Sounds of AI: ElevenLabs Adds AI-Generated Sounds to OpenAI's Sora

Voice technology company ElevenLabs has introduced a fun AI twist into OpenAI's newly released model, Sora, that generates videos from text prompts.

ElevenLabs integrated AI-generated sounds to enhance Sora, offering users a novel audiovisual experience. This development could signify a remarkable advancement in content creation, bridging the gap between visual and auditory elements in Sora-generated videos.

We were blown away by the Sora announcement but felt it needed something...

What if you could describe a sound and generate it with AI? pic.twitter.com/HcUxQ7Wndg
— ElevenLabs (@elevenlabsio) February 18, 2024

The Sounds of AI: ElevenLabs

Founded by former Google machine-learning engineer Piotr Dabkowski and ex-Palantir deployment strategist Mati Staniszewski in 2022, ElevenLabs has been at the forefront of voice AI innovation.

The company's expertise lies in natural speech synthesis and voice cloning technology, enabling users to create realistic AI voices across multiple languages and accents.

Now, ElevenLabs is expanding its repertoire by incorporating AI-generated sounds into Sora's high-resolution video clips. This addition aims to enhance the viewing experience by providing background audio that complements the visual content.

"We used text prompts like "waves crashing," "metal clanging," "birds chirping," and "racing car engine" to generate audio that we overlaid onto some of our favorite clips from the OpenAI Sora announcement," Eleven Labs wrote in a recent blog post.

"We're thrilled by the excitement and support from the community and can't wait to get it into your hands," it added.

ElevenLabs AI Voice Technologies

In addition to its recent advancement with AI-generated sounds, ElevenLabs has made strides in the voice technology landscape. The company recently announced an $80 million Series B funding round, attracting investments from prominent venture capital firms.

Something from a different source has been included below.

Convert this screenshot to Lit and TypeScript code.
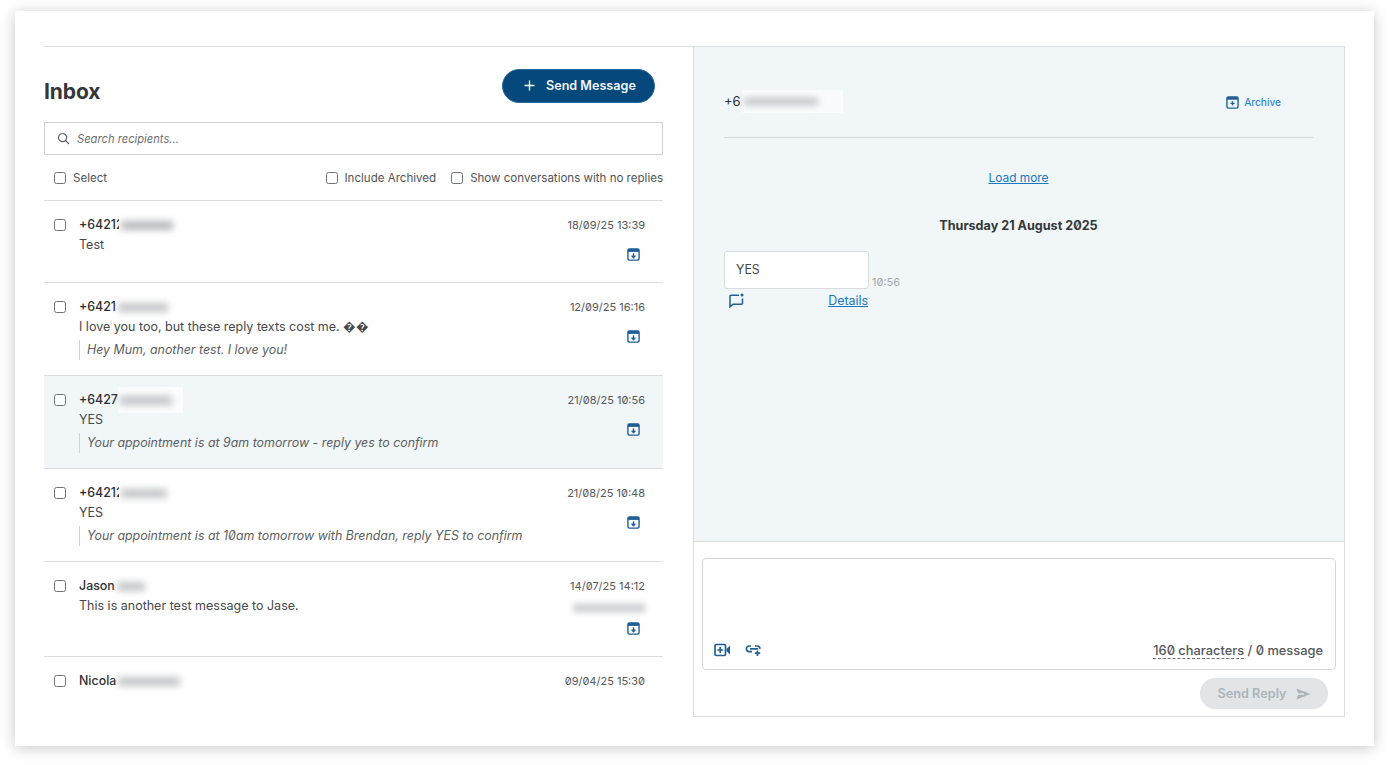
import { LitElement, html, css } from "lit";
import { customElement } from "lit/decorators.js";

const archiveIcon = html`<svg class="arch" viewBox="0 0 14 14" width="13" height="13" aria-hidden="true">
  <rect x="1" y="1" width="12" height="12" rx="1.6" fill="#fff" stroke="#1f5f96" stroke-width="1.5"/>
  <rect x="1" y="1" width="12" height="3.2" fill="#1f5f96"/>
  <path d="M7 5.6v4.4M4.9 8.2 7 10.4l2.1-2.2" fill="none" stroke="#1f5f96" stroke-width="1.5"/>
</svg>`;

interface Row {
  name: string; clip: number; patch: number; bar: number; barTone?: string; msg: string; quote?: string; date: string; hidden?: boolean; tint?: boolean; noIcon?: boolean;
}
const rows: Row[] = [
  { name: "+64212", clip: 5, patch: 58, bar: 52, barTone: "#a9acaf", msg: "Test", date: "18/09/25 13:39" },
  { name: "+6421", clip: 0, patch: 58, bar: 50, msg: "I love you too, but these reply texts cost me. \uFFFD\uFFFD", quote: "Hey Mum, another test. I love you!", date: "12/09/25 16:16" },
  { name: "+6427", clip: 0, patch: 65, bar: 52, msg: "YES", quote: "Your appointment is at 9am tomorrow - reply yes to confirm", date: "21/08/25 10:56", tint: true },
  { name: "+64212", clip: 5, patch: 56, bar: 46, msg: "YES", quote: "Your appointment is at 10am tomorrow with Brendan, reply YES to confirm", date: "21/08/25 10:48" },
  { name: "Jason", clip: 0, patch: 32, bar: 28, msg: "This is another test message to Jase.", date: "14/07/25 14:12", hidden: true },
  { name: "Nicola", clip: 0, patch: 70, bar: 62, msg: "", date: "09/04/25 15:30", noIcon: true },
];

@customElement("app-root")
export class AppRoot extends LitElement {
  static styles = css`
    :host { display: block; height: 765px; background: #fff; font-family: Inter, "Liberation Sans", sans-serif; font-size: 12.4px; color: #3c4043; font-feature-settings: "zero"; overflow: hidden; }
    * { box-sizing: border-box; }
    .page { padding: 11px 15px 19px; height: 765px; }
    .card { height: 735px; background: #fff; box-shadow: 0 2px 14px rgba(0,0,0,.22); padding: 35px 29px 29px; display: grid; grid-template-columns: 649px 652px; }
    .left { border-top: 1px solid #dcdfe0; padding-right: 30px; display: flex; flex-direction: column; min-height: 0; height: 671px; }
    .head { display: flex; justify-content: space-between; align-items: center; padding: 22px 8px 0 0; }
    h1 { margin: 12px 0 0; font-size: 21px; line-height: 22px; font-weight: 700; color: #33373a; letter-spacing: -.1px; }
    .send { display: flex; align-items: center; gap: 11px; height: 34px; width: 153px; padding: 0 0 2px 21px; border-radius: 17px; background: #04487c; border: 1px solid #2a6a9c; color: #f2f6f9; font-weight: 600; font-size: 12.6px; }
    .search { margin-top: 19px; height: 33px; border: 1px solid #cfd3d5; display: flex; align-items: center; gap: 7px; padding-left: 12px; color: #6c7073; font-style: italic; font-size: 11.2px; }
    .filters { height: 46px; border-bottom: 1px solid #d9dcde; display: flex; align-items: center; padding-left: 10px; font-size: 11.55px; }
    .filters .sp { flex: 1; }
    label { display: inline-flex; align-items: center; gap: 7px; color: #505458; }
    label + label { margin-left: 15px; }
    .cb { appearance: none; width: 12px; height: 12px; margin: 0; border: 1px solid #6f7377; border-radius: 2.5px; background: #fff; flex: none; display: block; }
    .list { flex: 1; min-height: 0; overflow: hidden; }
    .row { display: flex; padding: 14px 18px 15px 10px; border-bottom: 1px solid #d9dcde; }
    .row:last-child { border-bottom: 0; }
    .row.tint { background: #f1f6f9; }
    .row > .cb { margin: 4px 13px 0 0; }
    .body { flex: 1; min-width: 0; line-height: 20px; }
    .name { display: flex; align-items: center; height: 20px; color: #2d3033; font-weight: 500; }
    .patch { position: relative; display: flex; align-items: center; height: 26px; margin: -3px 0; background: #fff; }
    .tint .patch { background: #fafcfd; }
    .bar { height: 9px; background: #b9bcbf; filter: blur(3.5px); opacity: .85; margin-left: 2px; }
    .msg { color: #47494c; min-height: 20px; font-size: 12.5px; }
    .quote { margin-top: 3px; padding-left: 7px; border-left: 1px solid #cfd3d5; font-style: italic; color: #5b5e62; height: 20px; font-size: 12.4px; }
    .meta { display: flex; flex-direction: column; align-items: flex-end; color: #55585c; font-size: 11px; line-height: 20px; padding: 0 0 6px; }
    .meta .arch { margin: 13px 5px 0 0; display: block; }
    .meta .hide { width: 72px; height: 8px; margin: 8px 0 -3px; background: #c8cbce; filter: blur(3px); }

    .right { border: 1px solid #dcdfe0; display: flex; flex-direction: column; height: 671px; }
    .conv { flex: 1; min-height: 0; background: #f1f6f9; padding: 0 31px 0 30px; border-bottom: 1px solid #d9dcde; }
    .top { height: 91px; border-bottom: 1px solid #d5d9dc; display: flex; justify-content: space-between; padding: 44px 32px 0 0; color: #2d3033; font-size: 13px; line-height: 20px; }
    .who { display: flex; align-items: center; height: 20px; }
    .who .patch { background: #f9fbfc; height: 23px; width: 101px; margin-left: 1px; }
    .who .bar { width: 74px; background: #b3b8bc; height: 7px; }
    .arch-btn { display: flex; align-items: center; gap: 5px; color: #2f8ad0; font-size: 10.1px; height: 20px; font-weight: 500; margin-top: 1px; }
    .load { text-align: center; margin-top: 30px; line-height: 20px; font-size: 11.9px; }
    a { color: #1878c2; text-decoration: underline; }
    .day { text-align: center; margin-top: 28px; line-height: 20px; font-weight: 700; color: #33373a; font-size: 12.6px; }
    .line { display: flex; align-items: flex-end; margin-top: 15px; gap: 3px; }
    .bubble { width: 145px; height: 38px; background: #fff; border: 1px solid #d9dcde; border-radius: 3px; padding: 0 11px 2px; display: flex; align-items: center; color: #45484b; }
    .time { color: #a5a8ab; font-size: 11px; line-height: 16px; margin-bottom: -1px; }
    .sub { width: 145px; display: flex; justify-content: space-between; align-items: center; padding: 0 1px 0 5px; height: 22px; }
    .compose { height: 174px; padding: 16px 8px 0; background: #fff; }
    .box { height: 112px; border: 1px solid #d5d8da; border-radius: 4px; display: flex; align-items: flex-end; justify-content: space-between; padding: 0 12px 8px 11px; }
    .tools { display: flex; gap: 14px; align-items: center; margin-bottom: 4px; }
    .count { font-weight: 500; color: #54575b; font-size: 12.85px; line-height: 20px; }
    .count span { border-bottom: 1px dashed #6c7073; }
    .reply-wrap { display: flex; justify-content: flex-end; padding: 8px 8px 0 0; }
    .reply { width: 128px; height: 31px; border-radius: 16px; background: #e1e5e8; color: #adb4b9; font-weight: 600; font-size: 12.7px; display: flex; align-items: center; justify-content: center; gap: 9px; }
  `;

  private renderRow(r: Row) {
    return html`<div class="row ${r.tint ? "tint" : ""}">
      <input class="cb" type="checkbox" />
      <div class="body">
        <div class="name">${r.name}<div class="patch" style="width:${r.patch}px;margin-left:${-r.clip}px"><div class="bar" style="width:${r.bar}px;${r.barTone ? `background:${r.barTone}` : ""}"></div></div></div>
        ${r.msg ? html`<div class="msg">${r.msg}</div>` : ""}
        ${r.quote ? html`<div class="quote">${r.quote}</div>` : ""}
      </div>
      <div class="meta">
        <div>${r.date}</div>
        ${r.hidden ? html`<div class="hide"></div>` : ""}
        ${r.noIcon ? "" : archiveIcon}
      </div>
    </div>`;
  }

  render() {
    return html`<div class="page"><div class="card">
      <section class="left">
        <div class="head">
          <h1>Inbox</h1>
          <div class="send">
            <svg width="11" height="11" viewBox="0 0 11 11"><path d="M5.5 0.5v10M0.5 5.5h10" stroke="#fff" stroke-width="1.3"/></svg>
            Send Message
          </div>
        </div>
        <div class="search">
          <svg width="13" height="13" viewBox="0 0 13 13" fill="none" stroke="#5a5e62" stroke-width="1.2"><circle cx="5.6" cy="5.6" r="4.1"/><path d="M8.7 8.7 12 12"/></svg>
          Search recipients...
        </div>
        <div class="filters">
          <label><input class="cb" type="checkbox" />Select</label>
          <div class="sp"></div>
          <label><input class="cb" type="checkbox" />Include Archived</label>
          <label><input class="cb" type="checkbox" />Show conversations with no replies</label>
        </div>
        <div class="list">${rows.map((r) => this.renderRow(r))}</div>
      </section>
      <section class="right">
        <div class="conv">
          <div class="top">
            <div class="who">+6<div class="patch"><div class="bar"></div></div></div>
            <div class="arch-btn">
              <svg viewBox="0 0 14 14" width="13" height="13"><rect x="1" y="1" width="12" height="12" rx="1.6" fill="#f1f6f9" stroke="#1f5f96" stroke-width="1.5"/><rect x="1" y="1" width="12" height="3" fill="#1f5f96"/><path d="M7 5.6v4.6M4.7 7.9h4.6" stroke="#1f5f96" stroke-width="1.5"/></svg>
              Archive
            </div>
          </div>
          <div class="load"><a href="#">Load more</a></div>
          <div class="day">Thursday 21 August 2025</div>
          <div class="line"><div class="bubble">YES</div><div class="time">10:56</div></div>
          <div class="sub">
            <svg width="15" height="15" viewBox="0 0 15 15" fill="none" stroke="#1f5f96" stroke-width="1.5"><path d="M10 2.2H2a1 1 0 0 0-1 1v10.6l3-2.6h8.5a1 1 0 0 0 1-1V5.5"/><circle cx="13" cy="2" r="1.5" fill="#1f5f96" stroke="none"/></svg>
            <a href="#">Details</a>
          </div>
        </div>
        <div class="compose">
          <div class="box">
            <div class="tools">
              <svg width="17" height="14" viewBox="0 0 17 14" fill="none" stroke="#1f5f96" stroke-width="1.7"><rect x="1" y="1.5" width="10.5" height="11" rx="1.2"/><path d="M6.2 4v6M3.3 7h5.8"/><path d="M12.5 6 16 2.5v9L12.5 8z" fill="#1f5f96" stroke="none"/></svg>
              <svg width="17" height="14" viewBox="0 0 17 14" fill="none" stroke="#1f5f96" stroke-width="1.7"><path d="M6 3H4.2a2.8 2.8 0 0 0 0 5.6H7M10 3h2a3 3 0 0 1 3 2.8M5 5.8h8"/><path d="M12.5 7.5v5.5M9.8 10.2h5.4"/></svg>
            </div>
            <div class="count"><span>160 characters</span> / 0 message</div>
          </div>
          <div class="reply-wrap">
            <div class="reply">Send Reply
              <svg width="15" height="12" viewBox="0 0 15 12"><path d="M0.5 0.5 14.5 6 0.5 11.5 2 6.8h6V5.2H2z" fill="#adb4b9"/></svg>
            </div>
          </div>
        </div>
      </section>
    </div></div>`;
  }
}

Since its inception, ElevenLabs has been committed to advancing voice AI research and product deployment. The company claims its technology has been adopted across various sectors, including publishing, gaming, media, and conversational AI.

Among its recent product developments is the Dubbing Studio, a workflow that enables users to dub entire movies and generate transcripts, translations, and timecodes. Additionally, ElevenLabs has launched a Voice Library marketplace, allowing users to share and monetize AI versions of their voices.

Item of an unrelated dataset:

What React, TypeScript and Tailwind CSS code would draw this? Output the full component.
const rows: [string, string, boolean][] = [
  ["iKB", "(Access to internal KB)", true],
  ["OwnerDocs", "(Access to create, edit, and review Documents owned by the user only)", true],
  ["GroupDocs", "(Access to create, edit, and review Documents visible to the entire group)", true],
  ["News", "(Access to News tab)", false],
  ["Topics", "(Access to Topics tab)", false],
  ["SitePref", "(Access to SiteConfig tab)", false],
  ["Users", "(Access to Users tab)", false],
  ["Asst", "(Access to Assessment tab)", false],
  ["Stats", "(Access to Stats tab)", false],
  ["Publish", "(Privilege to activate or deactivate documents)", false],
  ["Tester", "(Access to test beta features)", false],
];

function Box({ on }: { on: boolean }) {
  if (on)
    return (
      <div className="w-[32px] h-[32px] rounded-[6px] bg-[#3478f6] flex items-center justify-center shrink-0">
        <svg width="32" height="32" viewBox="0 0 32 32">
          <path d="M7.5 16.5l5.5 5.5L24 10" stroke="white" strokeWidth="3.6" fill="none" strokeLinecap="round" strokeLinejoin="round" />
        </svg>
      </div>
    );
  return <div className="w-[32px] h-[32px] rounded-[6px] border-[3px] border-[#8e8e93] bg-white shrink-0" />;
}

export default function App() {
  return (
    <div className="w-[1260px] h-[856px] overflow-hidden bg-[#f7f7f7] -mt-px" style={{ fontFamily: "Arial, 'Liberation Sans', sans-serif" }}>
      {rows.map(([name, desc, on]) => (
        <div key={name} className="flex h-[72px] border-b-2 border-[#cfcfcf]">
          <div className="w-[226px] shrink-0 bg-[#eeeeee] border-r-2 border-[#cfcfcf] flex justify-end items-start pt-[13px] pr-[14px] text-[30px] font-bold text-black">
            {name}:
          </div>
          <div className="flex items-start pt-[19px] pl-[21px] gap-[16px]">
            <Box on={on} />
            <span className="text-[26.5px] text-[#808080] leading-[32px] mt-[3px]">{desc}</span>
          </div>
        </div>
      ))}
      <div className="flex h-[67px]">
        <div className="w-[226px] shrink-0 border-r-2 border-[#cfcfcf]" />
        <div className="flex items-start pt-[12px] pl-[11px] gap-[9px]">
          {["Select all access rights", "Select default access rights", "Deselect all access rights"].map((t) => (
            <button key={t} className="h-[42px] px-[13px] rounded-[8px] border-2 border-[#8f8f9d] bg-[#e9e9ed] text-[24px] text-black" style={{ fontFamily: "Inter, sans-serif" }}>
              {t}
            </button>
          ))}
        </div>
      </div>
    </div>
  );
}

With a focus on safety and responsible AI development, ElevenLabs has implemented measures to ensure the authenticity and integrity of AI-generated content.

That includes the development of an AI Speech Classifier to verify the origin of audio samples and the introduction of safeguards to enhance safety in the public domain.

OpenAI Unveils Sora

OpenAI introduced the Sora model last week, showcasing significant advancements in text-to-video technology. While this innovation promises to revolutionize content creation, OpenAI has taken cautious steps, limiting public access until thorough evaluations of its potential implications have been conducted.

Instead, access is currently restricted to a select group of academics and researchers tasked with scrutinizing the model's capabilities and assessing potential risks.

Sora can generate intricate scenes based on textual descriptions featuring multiple characters, dynamic movements, and detailed environments. Its understanding of language extends beyond the mere interpretation of text prompts, encompassing a deep comprehension of spatial relationships within the depicted scenarios.